Indeed, there is great uncertainty over how long Ukrainians will be able to stay with Polish hosts, and when they may have to fend for themselves. Irina Tsymbal, who left her husband in eastern Ukraine and arrived in Warsaw at the start of March, found a family willing to host her and her boys. But soon she will need somewhere of her own. “They gave up so much for us and said we could stay, definitely for one month, and probably up to two months,” she says. “But after that, I don’t know.”

The refugee response will require Poland to spend perhaps 3% of GDP this year, according to Liam Peach, a regional expert with research consultancy Capital Economics. And questions are mounting as to who will foot the refugee bill.

Irina Tsymbal, with her two boys, outside the National Stadium in Warsaw, where she has just registered for a social security ID number Photograph: Mark Rice-Oxley/The Guardian

Education is another big challenge. “We have about a million new children in Poland,” Obremski says. “It means I need, immediately, 80 new kindergartens and nurseries. And we must create a parallel Ukrainian curriculum because children without the Polish language will have no chance in the Polish system.”

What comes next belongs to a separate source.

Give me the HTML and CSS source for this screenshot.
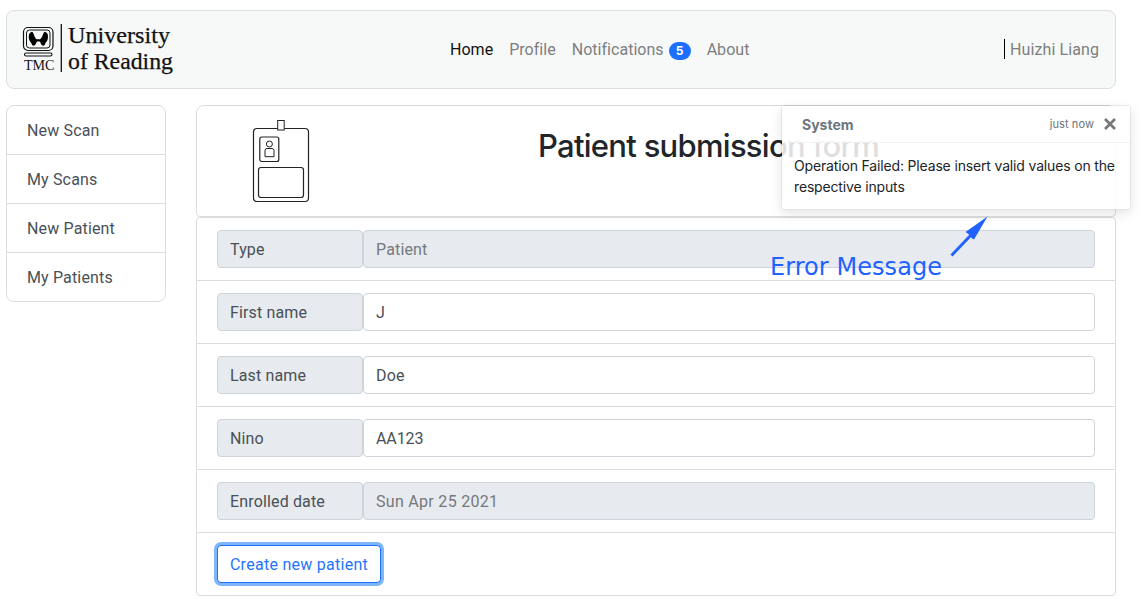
FILE: index.html
```html
<!DOCTYPE html>
<html lang="en">
<head>
<meta charset="utf-8">
<title>Patient submission form</title>
<link rel="stylesheet" href="styles.css">
</head>
<body>
<header class="navbar">
  <svg class="logo" width="156" height="56" viewBox="0 0 156 56">
    <g fill="none" stroke="#111">
      <rect x="1.500" y="5.500" width="29.500" height="23" rx="4.500" stroke-width="1.200"/>
      <rect x="4.500" y="8" width="23.500" height="18" rx="3" stroke-width="1"/>
      <rect x="2.500" y="31" width="27.500" height="3" rx="1.500" stroke-width="1.100"/>
    </g>
    <path d="M10 9.800C7 10.500 6 14 7.300 18C8 20 9.500 20.500 9.700 22C10.200 24 12 24 13 23C14.500 22 14 20.500 15 19.600H17.800C18.800 20.500 18.300 22 19.800 23C20.800 24 22.600 24 23.100 22C23.300 20.500 24.800 20 25.500 18C26.800 14 25.800 10.500 22.800 9.800C20.500 11 21 15.500 18 17.300H14.800C11.800 15.500 12.300 11 10 9.800Z" fill="#000"/>
    <text class="logo-small" x="2" y="47.500" textLength="30.500" lengthAdjust="spacingAndGlyphs">TMC</text>
    <path d="M39.300 2V50" stroke="#111" stroke-width="1.300"/>
    <text class="logo-name" x="46" y="20.500" textLength="102" lengthAdjust="spacingAndGlyphs">University</text>
    <text class="logo-name" x="46" y="46.500" textLength="105" lengthAdjust="spacingAndGlyphs">of Reading</text>
  </svg>
  <nav class="nav">
    <a class="nav-link active">Home</a>
    <a class="nav-link">Profile</a>
    <a class="nav-link"><span>Notifications</span><span class="badge">5</span></a>
    <a class="nav-link">About</a>
  </nav>
  <div class="user"><span>Huizhi Liang</span></div>
</header>
<div class="layout">
  <aside class="menu">
    <a class="menu-item">New Scan</a>
    <a class="menu-item">My Scans</a>
    <a class="menu-item">New Patient</a>
    <a class="menu-item">My Patients</a>
  </aside>
  <main class="main">
    <section class="title-card">
      <svg class="id-icon" width="58" height="84" viewBox="0 0 58 84" fill="none" stroke="#222">
        <rect x="1.500" y="9.500" width="55" height="73" rx="3.500" stroke-width="1.200"/>
        <rect x="25.700" y="1.500" width="6.500" height="9.500" fill="#fff"/>
        <rect x="7.800" y="18" width="19" height="24.500" rx="2" stroke-width="1.200"/>
        <circle cx="17.400" cy="25" r="3"/>
        <path d="M13 37.700V31.500Q13 29.500 15 29.500H20Q22 29.500 22 31.500V37.700Z"/>
        <rect x="6.500" y="48.500" width="45" height="30" rx="2.500" stroke-width="1.200"/>
      </svg>
      <h1 class="title">Patient submission form</h1>
    </section>
    <form class="form">
      <div class="row"><label class="label">Type</label><div class="field disabled">Patient</div></div>
      <div class="row"><label class="label">First name</label><div class="field">J</div></div>
      <div class="row"><label class="label">Last name</label><div class="field">Doe</div></div>
      <div class="row"><label class="label">Nino</label><div class="field code">AA123</div></div>
      <div class="row"><label class="label">Enrolled date</label><div class="field disabled date">Sun Apr 25 2021</div></div>
      <div class="row"><button class="submit" type="button">Create new patient</button></div>
    </form>
  </main>
</div>
<div class="toast">
  <div class="toast-head">
    <strong class="toast-title">System</strong>
    <small class="toast-time">just now</small>
    <svg class="close" width="12" height="12" viewBox="0 0 12 12"><path d="M1 1L11 11M11 1L1 11" stroke="#777" stroke-width="2.800"/></svg>
  </div>
  <div class="toast-body">Operation Failed: Please insert valid values on the<br>respective inputs</div>
</div>
<svg class="annotation" width="224" height="70" viewBox="0 0 224 70">
  <text class="note" x="0" y="60" textLength="172">Error Message</text>
  <path d="M181.500 40.500L201 20" stroke="#1f62ff" stroke-width="2.900"/>
  <path d="M217.500 1.500L195.500 17L198.500 19L202 23.500L204 24.500Z" fill="#1f62ff"/>
</svg>
</body>
</html>
```
FILE: styles.css
```css
* { box-sizing: border-box; }
body {
  margin: 0;
  padding: 10px 25px 0 6px;
  height: 611px;
  overflow: hidden;
  background: #fff;
  color: #212529;
  font: 16px/24px Roboto, sans-serif;
  letter-spacing: .15px;
}
.navbar {
  display: grid;
  grid-template-columns: 428px 1fr auto;
  align-items: center;
  height: 79px;
  padding: 0 16px 0 15px;
  border: 1px solid #dcdedf;
  border-radius: 8px;
  background: #f7f9f8;
}
.logo { display: block; }
.logo text { fill: #111; font-family: "Liberation Serif", serif; letter-spacing: 0; }
.logo .logo-name { font-size: 22.5px; stroke: #111; stroke-width: .25px; }
.logo .logo-small { font-size: 15px; }
.nav { display: flex; gap: 16px; color: #7d7f7f; letter-spacing: .03px; }
.nav-link { display: flex; align-items: center; }
.active { color: #111; }
.badge {
  display: grid;
  place-items: center;
  width: 22px;
  height: 18px;
  margin: 3px 0 0 5px;
  border-radius: 9px;
  background: #1f6fff;
  color: #fff;
  font: 700 12px/18px Inter, sans-serif;
}
.user { display: flex; height: 20px; margin-top: -1px; padding: 1px 0 0 5px; align-items: center; border-left: 1px solid #000; color: #7d7f7f; letter-spacing: .1px; }
.layout { display: grid; grid-template-columns: 160px 920px; gap: 30px; align-items: start; margin-top: 16px; }
.menu { border: 1px solid #dcdcde; border-radius: 8px; color: #495057; }
.menu-item { display: block; height: 49px; padding: 13px 20px 11px; border-bottom: 1px solid #dcdcde; }
.menu-item:last-child { height: 48px; border: 0; }
.title-card {
  display: grid;
  grid-template-columns: 170px 1fr;
  height: 112px;
  border: 1px solid #dcdcde;
  border-radius: 8px 8px 4px 4px;
}
.id-icon { margin: 13px 0 0 55px; }
.title {
  margin: 21px 0 0;
  padding-left: 171px;
  font: 500 31px/38px Inter, sans-serif;
  letter-spacing: -.72px;
}
.form { border: 1px solid #dcdcde; border-radius: 4px; }
.row { display: grid; grid-template-columns: 146px 1fr; height: 63px; padding: 12px 20px; border-bottom: 1px solid #dcdcde; }
.row:last-child { display: block; height: 62px; border: 0; }
.label, .field { height: 38px; padding: 7px 12px 5px; border: 1px solid #ced4da; border-radius: 4px; color: #495057; }
.label { background: #e7eaee; }
.field { background: #fff; }
.code { letter-spacing: -.1px; }
.disabled { background: #e7eaee; color: #75797d; }
.date { letter-spacing: .3px; }
.submit {
  width: 164px;
  height: 38px;
  padding: 2px 0 0;
  border: 1px solid #1f6fff;
  border-radius: 4px;
  background: #fff;
  box-shadow: 0 0 0 3px #80b5ff;
  color: #1f74ff;
  font: inherit;
  letter-spacing: .27px;
}
.toast {
  position: absolute;
  left: 781px;
  top: 105px;
  width: 350px;
  height: 105px;
  border: 1px solid rgba(0, 0, 0, .1);
  border-radius: 4px;
  background: rgba(255, 255, 255, .85);
  background-clip: padding-box;
  box-shadow: 0 4px 12px rgba(0, 0, 0, .1);
  font-family: Inter, sans-serif;
}
.toast-head { display: flex; align-items: center; height: 37px; padding: 0 14px 0 20px; border-bottom: 1px solid rgba(0, 0, 0, .05); background: rgba(255, 255, 255, .85); color: #6c757d; }
.toast-title { margin: 2px auto 0 0; font-size: 14px; font-weight: 700; letter-spacing: 0; }
.toast-time { font-size: 11px; letter-spacing: .1px; }
.close { margin-left: 10px; }
.toast-body { padding: 12px; font-size: 14px; line-height: 21px; letter-spacing: -.16px; white-space: nowrap; }
.annotation { position: absolute; left: 770px; top: 215px; overflow: visible; }
.note { fill: #1f62ff; font: 24px "DejaVu Sans", sans-serif; letter-spacing: 0; }
```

It is the same with healthcare: patient numbers could increase by 10% or more this year, particularly given the psychological problems that many haunted Ukrainians are bringing with them. The Polish health system will be sorely tested.

Refugees from Ukraine queue to be given a national identification number at the National Stadium in Warsaw, Poland, 20 March. Photograph: Piotr Nowak/EPA

Beyond cash, housing and infrastructure, there is a more subtle issue. Will Poles succumb to a psychological fatigue if the war drags on, if housing issues flare, if schools and hospitals become crowded? If millions more come?

“I don’t believe we can take another two million,” says Obremski. “Even one million would be difficult.” Yet more than 20,000 have arrived every day over the past week. At this rate, the 3 million mark will be hit within another month.

“It’s clear that we will get tired – not of the refugees but of the situation,” says Niemiec. “But this is a moment for us to verify if the western values that we believe, are only values on paper – or are real.”

This article was amended on 7 April 2022 in two respects. Lublin is not a border town as an earlier version suggested and to clarify that the criticism of Poland’s refusal to allow non-Ukrainians refugees to enter the country related to those trying to enter via Belarus.